Data shown:
·····
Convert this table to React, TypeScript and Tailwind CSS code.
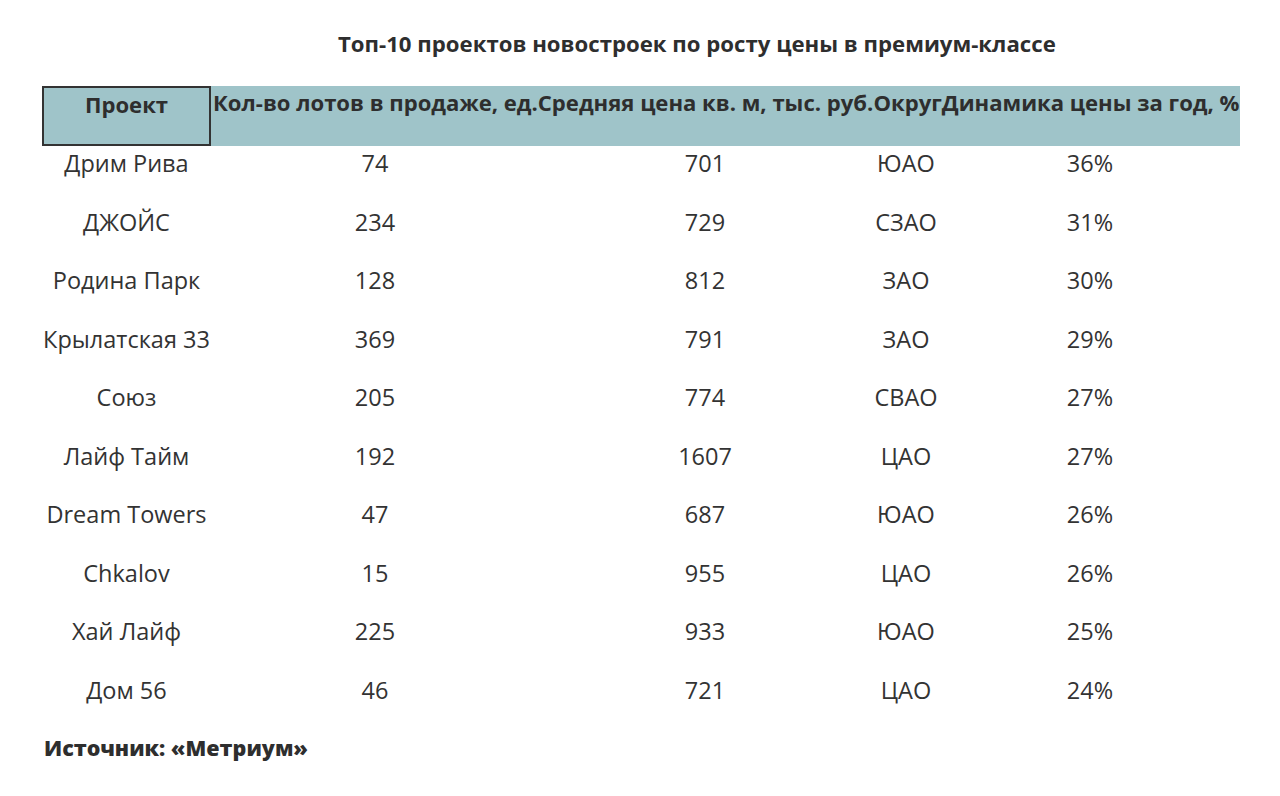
const rows: [string, string, string, string, string][] = [
   ["Дрим Рива", "74", "701", "ЮАО", "36%"],
   ["ДЖОЙС", "234", "729", "СЗАО", "31%"],
   ["Родина Парк", "128", "812", "ЗАО", "30%"],
   ["Крылатская 33", "369", "791", "ЗАО", "29%"],
   ["Союз", "205", "774", "СВАО", "27%"],
   ["Лайф Тайм", "192", "1607", "ЦАО", "27%"],
   ["Dream Towers", "47", "687", "ЮАО", "26%"],
   ["Chkalov", "15", "955", "ЦАО", "26%"],
   ["Хай Лайф", "225", "933", "ЮАО", "25%"],
   ["Дом 56", "46", "721", "ЦАО", "24%"],
];

export default function App() {
   return (
      <div className="w-[1280px] h-[796px] bg-white text-[#333] font-['Open_Sans',sans-serif] overflow-hidden">
         <h1 className="pt-[29px] pl-[338px] text-[22.2px] leading-[30px] font-bold text-[#2e2e2e] whitespace-nowrap">
            Топ-10 проектов новостроек по росту цены в премиум-классе
         </h1>

         <div className="ml-[42px] mt-[27px] w-[1198px]">
            <div className="flex h-[60px] bg-[#9fc4c9] font-bold text-[22.1px] leading-[33px] text-[#2e2e2e] whitespace-nowrap">
               <div className="w-[169px] shrink-0 border-2 border-[#333] text-center">Проект</div>
               <div className="pl-[2px]">Кол-во лотов в продаже, ед.Средняя цена кв. м, тыс. руб.ОкругДинамика цены за год, %</div>
            </div>

            {rows.map((row) => (
               <div
                  key={row[0]}
                  className="grid grid-cols-[169px_328px_332px_70px_298px] h-[58.5px] text-[23.5px] leading-[34px] text-center whitespace-nowrap"
               >
                  {row.map((cell, i) => (
                     <div key={i} className="flex justify-center">
                        {cell}
                     </div>
                  ))}
               </div>
            ))}
         </div>

         <p className="pl-[44px] text-[21.5px] leading-[34px] font-extrabold text-[#2e2e2e]">Источник: «Метриум»</p>
      </div>
   );
}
·····
Work instructions: Copy the material shown above in full and exactly. Skip the pictures.

Solution below:
Convert this table to React, TypeScript and Tailwind CSS code.
const rows: [string, string, string, string, string][] = [
   ["Дрим Рива", "74", "701", "ЮАО", "36%"],
   ["ДЖОЙС", "234", "729", "СЗАО", "31%"],
   ["Родина Парк", "128", "812", "ЗАО", "30%"],
   ["Крылатская 33", "369", "791", "ЗАО", "29%"],
   ["Союз", "205", "774", "СВАО", "27%"],
   ["Лайф Тайм", "192", "1607", "ЦАО", "27%"],
   ["Dream Towers", "47", "687", "ЮАО", "26%"],
   ["Chkalov", "15", "955", "ЦАО", "26%"],
   ["Хай Лайф", "225", "933", "ЮАО", "25%"],
   ["Дом 56", "46", "721", "ЦАО", "24%"],
];

export default function App() {
   return (
      <div className="w-[1280px] h-[796px] bg-white text-[#333] font-['Open_Sans',sans-serif] overflow-hidden">
         <h1 className="pt-[29px] pl-[338px] text-[22.2px] leading-[30px] font-bold text-[#2e2e2e] whitespace-nowrap">
            Топ-10 проектов новостроек по росту цены в премиум-классе
         </h1>

         <div className="ml-[42px] mt-[27px] w-[1198px]">
            <div className="flex h-[60px] bg-[#9fc4c9] font-bold text-[22.1px] leading-[33px] text-[#2e2e2e] whitespace-nowrap">
               <div className="w-[169px] shrink-0 border-2 border-[#333] text-center">Проект</div>
               <div className="pl-[2px]">Кол-во лотов в продаже, ед.Средняя цена кв. м, тыс. руб.ОкругДинамика цены за год, %</div>
            </div>

            {rows.map((row) => (
               <div
                  key={row[0]}
                  className="grid grid-cols-[169px_328px_332px_70px_298px] h-[58.5px] text-[23.5px] leading-[34px] text-center whitespace-nowrap"
               >
                  {row.map((cell, i) => (
                     <div key={i} className="flex justify-center">
                        {cell}
                     </div>
                  ))}
               </div>
            ))}
         </div>

         <p className="pl-[44px] text-[21.5px] leading-[34px] font-extrabold text-[#2e2e2e]">Источник: «Метриум»</p>
      </div>
   );
}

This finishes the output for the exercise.